As one of the longest ongoing modern conflicts, Palenstinains and Isareli’s have been fighting over terriotory since 1948, after Jews fled Nazi persceution or were displaced by World War 2. In 1947, the United Nations voted for Palestine to be separated into Jewish and Arab states, with holy Jerusalem as an international city. The plan was implemented under Jewish leaders but rejected by Arab leaders. Because they were unable to solve the problem, British rulers left the country and Jewish leaders declared the State of Israel. For Jews, Israel is and was seen as their ancestral home, necessary because it was one of the only places that acted as a sanctuary from persecution and antisemitism. However, Palestinian Arabs had been living on the land for years. This conflict led to wars known as “The Catastrophe, “ which ended in Isareli control of most of the territory and Palestinans forced out of their homes. The conflict has been on-going since then, with several wars, territorial shifts and abandoned peace talks. 

Israel is not blameless in this conflict. Benjamin Netenyahu, the Israeli Prime minister, has taken advantage of the chaos by perpetuating right wing policies, as well as milking the latest escalation in the conflict to look like a determined leader who is tough on terror. The latest escalation in the conflict occurred after Hamas and Palestinan Islamic Jihad groups first fired the rockets. Israel has an “iron dome” rocket interception system which intercepted about 90% of the rockets. Gaza has no similar defense system, meaning that many of the bombs hit civilian targets, as well as the Associated Press Building. It’s clear that a decades-long conflict depth and complexity mean that there’s a variety of opinions and views on the situation. However, taking to social media to discuss the conflict has spread false or unchecked information. Commenting, “Free Palestine” or “Free Isarel” on Muslim or Jewish creators social media pages does nothing to help the issue, especially when an individuals’s content has nothing to do with the crisis. 

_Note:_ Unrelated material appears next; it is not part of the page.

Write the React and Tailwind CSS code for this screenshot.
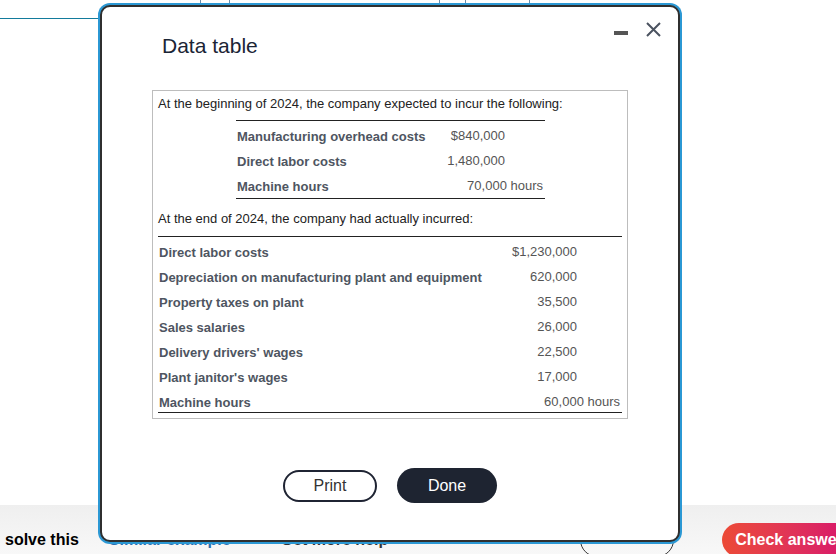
import React from 'react';

// Data table modal over a partially hidden question page

const planned = [
  { label: 'Manufacturing overhead costs', value: '$840,000' },
  { label: 'Direct labor costs', value: '1,480,000' },
  { label: 'Machine hours', value: '70,000 hours', unit: true },
];

const actual = [
  { label: 'Direct labor costs', value: '$1,230,000' },
  { label: 'Depreciation on manufacturing plant and equipment', value: '620,000' },
  { label: 'Property taxes on plant', value: '35,500' },
  { label: 'Sales salaries', value: '26,000' },
  { label: 'Delivery drivers\' wages', value: '22,500' },
  { label: 'Plant janitor\'s wages', value: '17,000' },
  { label: 'Machine hours', value: '60,000 hours', unit: true },
];

const Row = ({ row, numPad }) => (
  <div className="flex h-[25px] pt-[8px] leading-[16px] text-[13px]">
    <div className="flex-1 pl-[1px] font-bold text-[#4e5561] whitespace-nowrap">{row.label}</div>
    <div className={`text-right text-[#555] whitespace-nowrap -mt-[1px] ${row.unit ? 'pr-[2px]' : numPad}`}>
      {row.value}
    </div>
  </div>
);

const App = () => {
  return (
    <div
      className="relative w-full h-[554px] overflow-hidden bg-white flex flex-col"
      style={{ fontFamily: '"Liberation Sans", Arial, sans-serif' }}
    >
      {/* background page fragments */}
      <div className="flex h-[4px]">
        <div className="w-[200px]" />
        <div className="w-[29px] border-l border-[#6b8aa8]" />
        <div className="w-[210px] border-l border-[#6b8aa8]" />
        <div className="w-[26px] border-l border-[#6b8aa8]" />
        <div className="w-[64px] border-l border-[#6b8aa8]" />
        <div className="w-[10px] border-l border-[#6b8aa8]" />
      </div>
      <div className="mt-[14px] w-[110px] h-[1px] bg-[#137b9c]" />

      {/* bottom bar */}
      <div className="mt-auto h-[49px] bg-gradient-to-b from-[#efefef] to-[#f8f8f8] flex items-center pt-[20px] whitespace-nowrap">
        <span className="pl-[5px] text-[16px] font-bold text-black leading-[20px]">solve this</span>
        <span className="ml-[30px] text-[16px] font-bold text-[#2a6fb0] leading-[20px]">Similar example</span>
        <span className="ml-[50px] text-[16px] font-bold text-[#333] leading-[20px]">Get more help</span>
        <button className="ml-[192px] w-[94px] h-[34px] rounded-full border-[1.5px] border-[#333] text-[15px] text-[#2a6fb0] shrink-0">
          Clear all
        </button>
        <button className="ml-[48px] w-[140px] h-[34px] rounded-full bg-gradient-to-r from-[#ec4a35] to-[#d5006f] text-white text-[16px] font-bold text-left pl-[13px] shrink-0">
          Check answer
        </button>
      </div>

      {/* modal */}
      <div className="absolute left-[100px] top-[5px] w-[580px] h-[537px] bg-white border-2 border-[#2f2f2f] rounded-[10px] shadow-[0_0_0_2px_#2b98d4]">
        <div className="relative pl-[60px] pt-[25px]">
          <h2 className="text-[21px] leading-[28px] text-[#1b2435]">Data table</h2>
          <div className="absolute right-[50px] top-[24px] w-[14px] h-[4px] bg-[#555]" />
          <svg className="absolute right-[17px] top-[15px]" width="15" height="15" viewBox="0 0 15 15">
            <path d="M1 1L14 14M14 1L1 14" stroke="#4b5360" strokeWidth="2" fill="none" />
          </svg>
        </div>

        <div className="ml-[50px] mt-[30px] w-[476px] border border-[#bdbdbd] px-[5px] pt-[5px] pb-[5px] text-[13px] text-[#222]">
          <p className="leading-[16px]">At the beginning of 2024, the company expected to incur the following:</p>
          <div className="ml-[78px] mr-[77px] mt-[8px] border-t border-[#222] border-b pb-[2px]">
            {planned.map((r) => (
              <Row key={r.label} row={r} numPad="pr-[40px]" />
            ))}
          </div>
          <p className="leading-[16px] mt-[12px]">At the end of 2024, the company had actually incurred:</p>
          <div className="mt-[9px] border-t border-b border-[#222]">
            {actual.map((r) => (
              <Row key={r.label} row={r} numPad="pr-[45px]" />
            ))}
          </div>
        </div>

        <div className="flex justify-center items-center gap-[20px] mt-[49px]">
          <button className="w-[94px] h-[32px] rounded-full border-2 border-[#1f2433] text-[16px] text-[#333]">
            Print
          </button>
          <button className="w-[100px] h-[35px] rounded-full bg-[#1e2431] text-[16px] text-white">
            Done
          </button>
        </div>
      </div>
    </div>
  );
};

export default App;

It’s also important to acknowledge that the Hama’s have violent origins, with its main goal calling for the eradication of the state of Israel. In May, a Palestinain flag emblazoned with the Nazi symbol was placed at the Gaza strip. This doesn’t mean that all Palestinans are extremists, or all Jews are power-hungry annihilators, because in reality, many people want peace. Criticizing the Israeli government to bring Palestian oppression to light is necessary, because one cannot pick and choose whose human rights matter more. It is not in any way anti-semetic to support Palestine, however it IS antisemetic to blame the conflict on the Jewish people. Demonization through using anti-semetic tropes or stereotypes in language and political cartoons has grown increasingly this past week. Accusing Israel/Jews of controlling the media, comparing Israeli Jews to Hitler or saying that “Hitler was right,”, all go along with this same demonization. When criticizing Israel it’s important to remember that believing in the right for Israel to exist as a Jewish state and for Palestine to exist as a palestian state are not mutually exclusive. Lastly, equating all Israeli’s or Jewish people with the actions of the Israeli government, or assuming all Israeli’s or Jews support the current administration, is blatantly wrong. We can do our part by calling attention to oppression and injustice, but by accusing an entire cultural minority for a country’s crimes only perpetuates the vicious cycle of anti-semetism. 

It’s clear that this is a humanitarian crisis, and Palestinian people should not be forced out of there homes by the Israeli government. The Isareli counter offensive harmed innocent people. To speak on the issue, use your personal platforms to share factual information and opportunities to help and donate. Infographics insinuating the blood libel, Isareli media control and other anti semetic tropes take away from the severity of the issue because in reality, people simply need help. Criticizing the Isareli government is possible, but is able to be done without perpetuating anti-semetic tropes. Coming from a Jewish teenager, my heart goes out to Palestinians who have lost their homes, family members and lives. Advocating against oppression and for civil rights is key in creating a hopeful future for people who have been displaced by violence and conflict. However, it’s important to be aware that false information and the spread of anti-semetic tropes in response to the conflict places wrongful blame on the Jewish community, creating more harm than good. There is no “good” side of war and civilian death, no matter who it happens to.